Надо оговориться, что Толстой по-разному употребляет слово «вы» — то это всё общество в целом, то «да подумайте все вы, от высших до низших участников убийств».
Есть важное обстоятельство — сто лет спустя никакого исторического оптимизма уже нет и в помине, наоборот, самые либеральные люди из самых различных стран, напуганные катаклизмами XX века, совершенно открыто призывают уничтожить кого-нибудь не только ради справедливого наказания, но и впрок, как бы чего не вышло.
Именно это обстоятельство не оставляет меня: общественный выбор «кто не с нами, тот против нас». Общество, особенно испорченное лёгкостью сетевой коммуникации, радостно травит любого, и это вовсе не связано с политическим окрасом.
Знаменитая история с Достоевским, стоящим у витрины магазина Дациаро, история, зеркальная смыслу статьи Толстого, имеет удивительное окончание. (История эта весьма тёмная, хотя и затасканная: мы знаем об этом событии со слов Суворина, и совершенно непонятно, как рассказал бы об этом сам Достоевский, если бы захотел.) Так вот, Алексей Сергеевич Суворин в своём «Дневнике», опубликованном только в 1923 году (Суворин умер в 1912-м), записал историю, случившуюся 20 февраля 1880 года, в день покушения И. О. Млодецкого на М. Т. Лорис-Меликова. (Сам Достоевский потом будет присутствовать при казни Млодецкого, и это произведёт на него чрезвычайно тягостное впечатление.) Достоевский не жаловал Суворина и сблизился с ним только в последние годы жизни, и вот в этот день они стали говорить о случившемся недавно взрыве в Зимнем дворце (устроенном знаменитым Халтуриным).
Суворин пишет: «В день покушения Млодецкого на Лорис-Меликова я сидел у Ф. М. Достоевского.

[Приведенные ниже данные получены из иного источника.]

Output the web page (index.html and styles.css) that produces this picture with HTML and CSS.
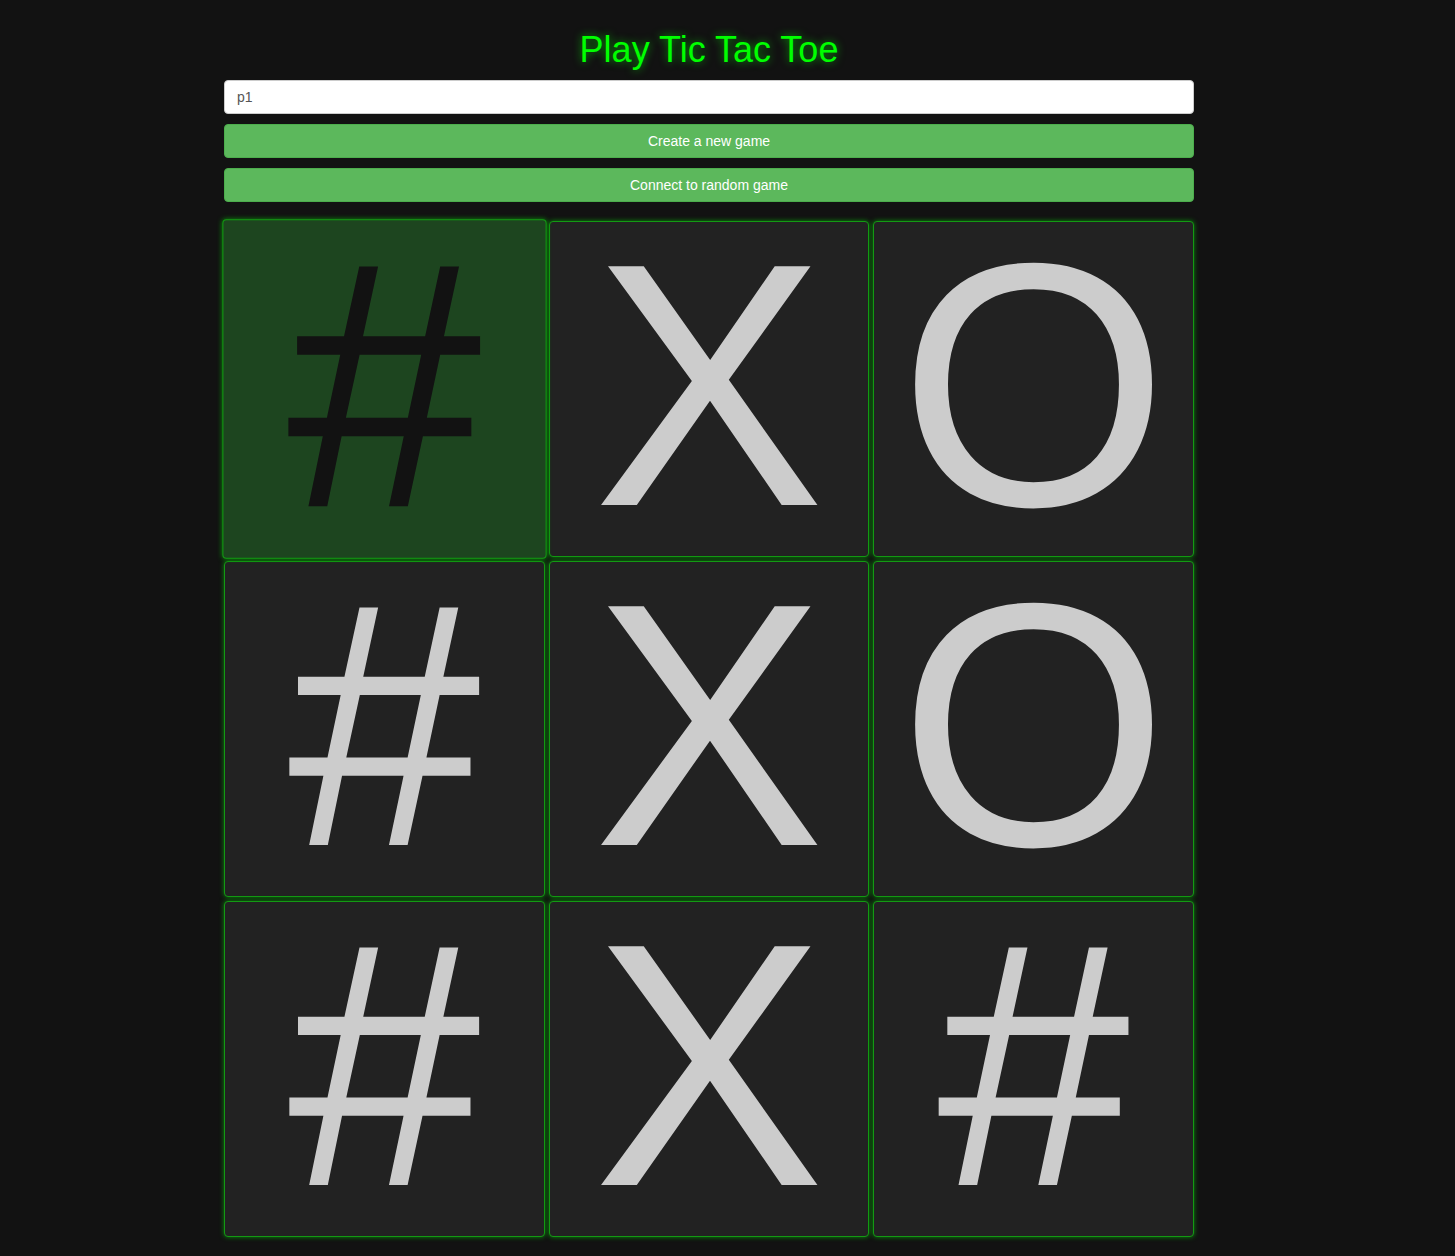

Он занимал бедную квартирку. Я застал его за круглым столиком его гостиной набивающим папиросы. Лицо его походило на лицо человека, только что вышедшего из бани, с полка, где он парился. Оно как будто носило на себе печать пота. Я, вероятно, не мог скрыть своего удивления, потому что он, взглянув на меня и поздоровавшись, сказал:
— А у меня только что прошёл припадок. Я рад, очень рад.
И он продолжал набивать папиросы. О покушении ни он, ни я ещё не знали. Но разговор скоро перешёл на политические преступления вообще и на взрыв в Зимнем дворце в особенности. Обсуждая это событие, Достоевский остановился на странном отношении общества к преступлениям этим. Общество как будто сочувствовало им или, ближе к истине, не знало хорошенько, как к ним относиться.
— Представьте себе, — говорил он, — что мы с вами стоим у окон магазина Дациаро и смотрим картины. Около нас стоит человек, который притворяется, что смотрит. Он чего-то ждёт и всё оглядывается. Вдруг поспешно подходит к нему другой человек и говорит: „Сейчас Зимний дворец будет взорван. Я завёл машину“. Мы это слышим. Представьте себе, что мы это слышим, что люди эти так возбуждены, что не соразмеряют обстоятельств и своего голоса. Как бы мы с вами поступили? Пошли бы мы в Зимний дворец предупредить о взрыве или обратились ли к полиции, к городовому, чтобы он арестовал этих людей? Вы пошли бы?